TASK GOAL:
Make an exact copy of the lines, leaving the pictures out.

DATA PROVIDED:
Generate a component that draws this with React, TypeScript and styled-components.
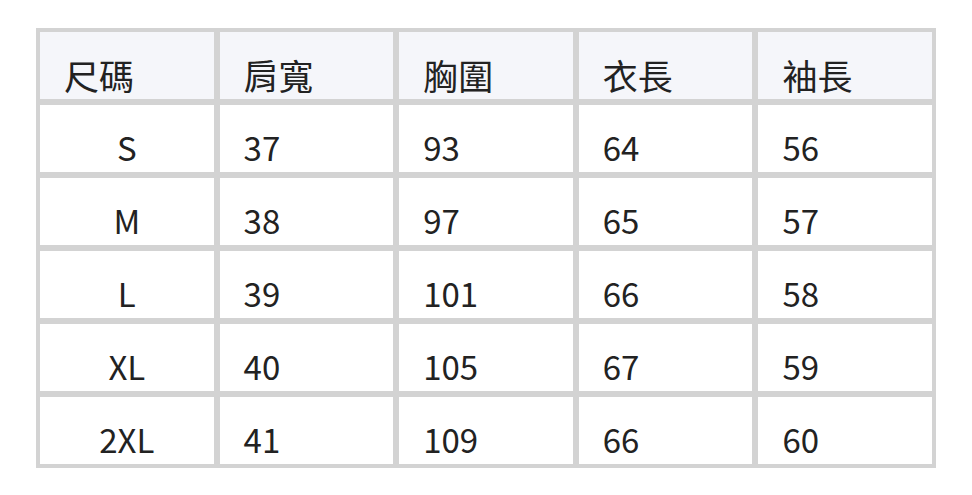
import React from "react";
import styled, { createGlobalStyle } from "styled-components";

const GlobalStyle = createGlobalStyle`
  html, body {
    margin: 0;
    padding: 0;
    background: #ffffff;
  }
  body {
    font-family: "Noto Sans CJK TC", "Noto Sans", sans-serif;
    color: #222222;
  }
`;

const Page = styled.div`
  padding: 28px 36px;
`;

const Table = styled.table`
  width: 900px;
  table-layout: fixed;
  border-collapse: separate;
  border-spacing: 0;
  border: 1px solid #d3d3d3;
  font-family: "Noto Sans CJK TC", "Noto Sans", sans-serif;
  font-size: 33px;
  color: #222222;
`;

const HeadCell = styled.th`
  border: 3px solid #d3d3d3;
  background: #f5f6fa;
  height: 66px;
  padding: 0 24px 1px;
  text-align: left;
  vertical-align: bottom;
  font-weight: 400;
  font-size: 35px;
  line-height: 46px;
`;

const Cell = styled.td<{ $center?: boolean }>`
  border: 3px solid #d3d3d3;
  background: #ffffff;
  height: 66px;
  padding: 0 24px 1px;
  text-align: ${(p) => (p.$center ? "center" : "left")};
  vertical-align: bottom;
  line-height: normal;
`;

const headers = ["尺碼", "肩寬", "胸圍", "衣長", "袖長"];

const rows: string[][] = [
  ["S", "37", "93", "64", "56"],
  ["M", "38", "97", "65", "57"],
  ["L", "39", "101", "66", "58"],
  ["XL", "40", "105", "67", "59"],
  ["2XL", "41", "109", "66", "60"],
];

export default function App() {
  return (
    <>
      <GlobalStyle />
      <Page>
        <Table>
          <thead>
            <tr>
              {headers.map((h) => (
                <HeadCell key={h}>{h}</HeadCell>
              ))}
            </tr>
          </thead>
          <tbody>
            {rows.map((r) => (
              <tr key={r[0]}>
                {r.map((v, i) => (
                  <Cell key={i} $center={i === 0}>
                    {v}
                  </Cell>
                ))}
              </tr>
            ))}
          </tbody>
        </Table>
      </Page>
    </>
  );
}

SOLUTION TO THE PROBLEM:
Generate a component that draws this with React, TypeScript and styled-components.
import React from "react";
import styled, { createGlobalStyle } from "styled-components";

const GlobalStyle = createGlobalStyle`
  html, body {
    margin: 0;
    padding: 0;
    background: #ffffff;
  }
  body {
    font-family: "Noto Sans CJK TC", "Noto Sans", sans-serif;
    color: #222222;
  }
`;

const Page = styled.div`
  padding: 28px 36px;
`;

const Table = styled.table`
  width: 900px;
  table-layout: fixed;
  border-collapse: separate;
  border-spacing: 0;
  border: 1px solid #d3d3d3;
  font-family: "Noto Sans CJK TC", "Noto Sans", sans-serif;
  font-size: 33px;
  color: #222222;
`;

const HeadCell = styled.th`
  border: 3px solid #d3d3d3;
  background: #f5f6fa;
  height: 66px;
  padding: 0 24px 1px;
  text-align: left;
  vertical-align: bottom;
  font-weight: 400;
  font-size: 35px;
  line-height: 46px;
`;

const Cell = styled.td<{ $center?: boolean }>`
  border: 3px solid #d3d3d3;
  background: #ffffff;
  height: 66px;
  padding: 0 24px 1px;
  text-align: ${(p) => (p.$center ? "center" : "left")};
  vertical-align: bottom;
  line-height: normal;
`;

const headers = ["尺碼", "肩寬", "胸圍", "衣長", "袖長"];

const rows: string[][] = [
  ["S", "37", "93", "64", "56"],
  ["M", "38", "97", "65", "57"],
  ["L", "39", "101", "66", "58"],
  ["XL", "40", "105", "67", "59"],
  ["2XL", "41", "109", "66", "60"],
];

export default function App() {
  return (
    <>
      <GlobalStyle />
      <Page>
        <Table>
          <thead>
            <tr>
              {headers.map((h) => (
                <HeadCell key={h}>{h}</HeadCell>
              ))}
            </tr>
          </thead>
          <tbody>
            {rows.map((r) => (
              <tr key={r[0]}>
                {r.map((v, i) => (
                  <Cell key={i} $center={i === 0}>
                    {v}
                  </Cell>
                ))}
              </tr>
            ))}
          </tbody>
        </Table>
      </Page>
    </>
  );
}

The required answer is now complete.